:: Task requirements ::
Locate the string "React" in the listing below. Copy every line where it is found.

>>>

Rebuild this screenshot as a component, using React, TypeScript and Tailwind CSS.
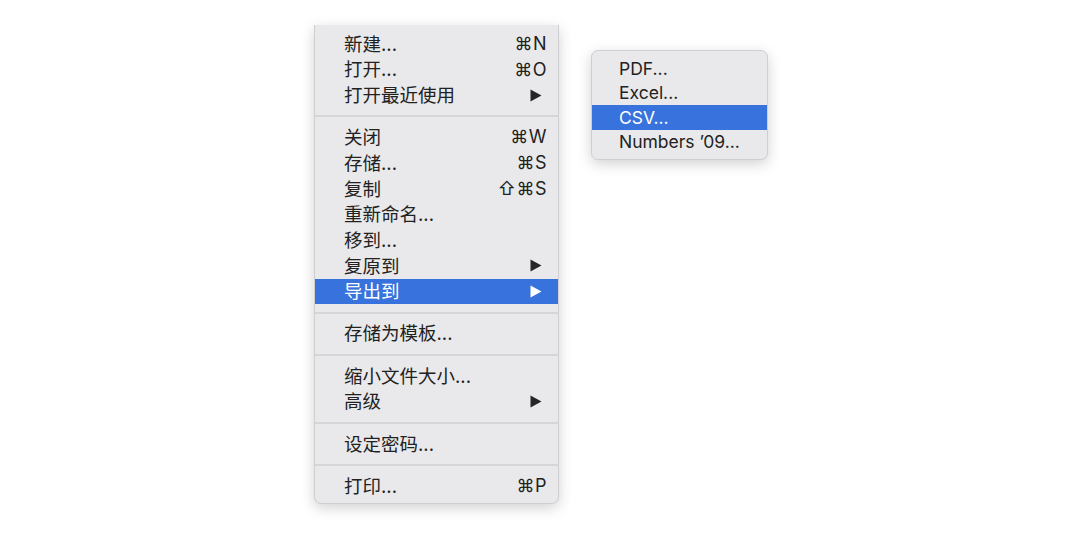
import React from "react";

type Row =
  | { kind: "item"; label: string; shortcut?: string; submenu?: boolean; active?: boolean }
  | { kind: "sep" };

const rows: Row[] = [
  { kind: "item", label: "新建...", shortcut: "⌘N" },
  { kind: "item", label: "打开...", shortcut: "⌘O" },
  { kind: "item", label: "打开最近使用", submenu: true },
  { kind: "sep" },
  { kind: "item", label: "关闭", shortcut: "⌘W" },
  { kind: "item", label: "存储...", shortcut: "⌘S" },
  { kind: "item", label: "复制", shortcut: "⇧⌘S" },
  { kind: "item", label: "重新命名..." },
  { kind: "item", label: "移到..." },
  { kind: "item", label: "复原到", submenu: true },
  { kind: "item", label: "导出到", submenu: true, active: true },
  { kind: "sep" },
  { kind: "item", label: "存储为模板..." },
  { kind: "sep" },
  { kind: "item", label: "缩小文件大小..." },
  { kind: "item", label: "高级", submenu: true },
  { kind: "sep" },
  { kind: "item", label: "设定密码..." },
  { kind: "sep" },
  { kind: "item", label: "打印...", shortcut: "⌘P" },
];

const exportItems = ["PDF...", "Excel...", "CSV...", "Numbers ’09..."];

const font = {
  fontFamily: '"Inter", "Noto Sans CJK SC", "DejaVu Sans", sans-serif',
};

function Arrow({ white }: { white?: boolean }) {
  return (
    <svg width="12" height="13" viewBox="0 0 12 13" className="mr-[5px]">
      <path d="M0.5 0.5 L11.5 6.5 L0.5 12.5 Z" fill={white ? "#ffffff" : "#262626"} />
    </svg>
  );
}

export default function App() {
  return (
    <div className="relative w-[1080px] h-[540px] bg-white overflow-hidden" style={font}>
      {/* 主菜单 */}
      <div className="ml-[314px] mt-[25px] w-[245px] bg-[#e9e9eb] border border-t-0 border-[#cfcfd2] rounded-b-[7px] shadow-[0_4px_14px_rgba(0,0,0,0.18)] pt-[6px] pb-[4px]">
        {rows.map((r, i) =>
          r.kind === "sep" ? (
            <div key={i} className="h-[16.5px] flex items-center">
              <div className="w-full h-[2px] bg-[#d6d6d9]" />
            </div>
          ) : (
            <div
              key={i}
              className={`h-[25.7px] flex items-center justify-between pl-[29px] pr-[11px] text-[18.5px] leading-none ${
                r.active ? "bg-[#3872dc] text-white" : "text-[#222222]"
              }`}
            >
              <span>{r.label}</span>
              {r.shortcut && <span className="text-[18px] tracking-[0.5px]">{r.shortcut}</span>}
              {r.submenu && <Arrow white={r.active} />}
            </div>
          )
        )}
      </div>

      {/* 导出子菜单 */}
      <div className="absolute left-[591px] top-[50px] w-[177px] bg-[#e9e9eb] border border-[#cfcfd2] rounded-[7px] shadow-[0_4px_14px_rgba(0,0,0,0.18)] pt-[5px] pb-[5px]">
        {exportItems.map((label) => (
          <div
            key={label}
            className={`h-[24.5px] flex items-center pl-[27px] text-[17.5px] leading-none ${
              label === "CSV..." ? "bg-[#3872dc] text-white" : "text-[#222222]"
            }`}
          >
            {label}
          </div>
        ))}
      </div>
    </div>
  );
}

<<<

:: Answer for the task ::
Rebuild this screenshot as a component, using React, TypeScript and Tailwind CSS.
import React from "react";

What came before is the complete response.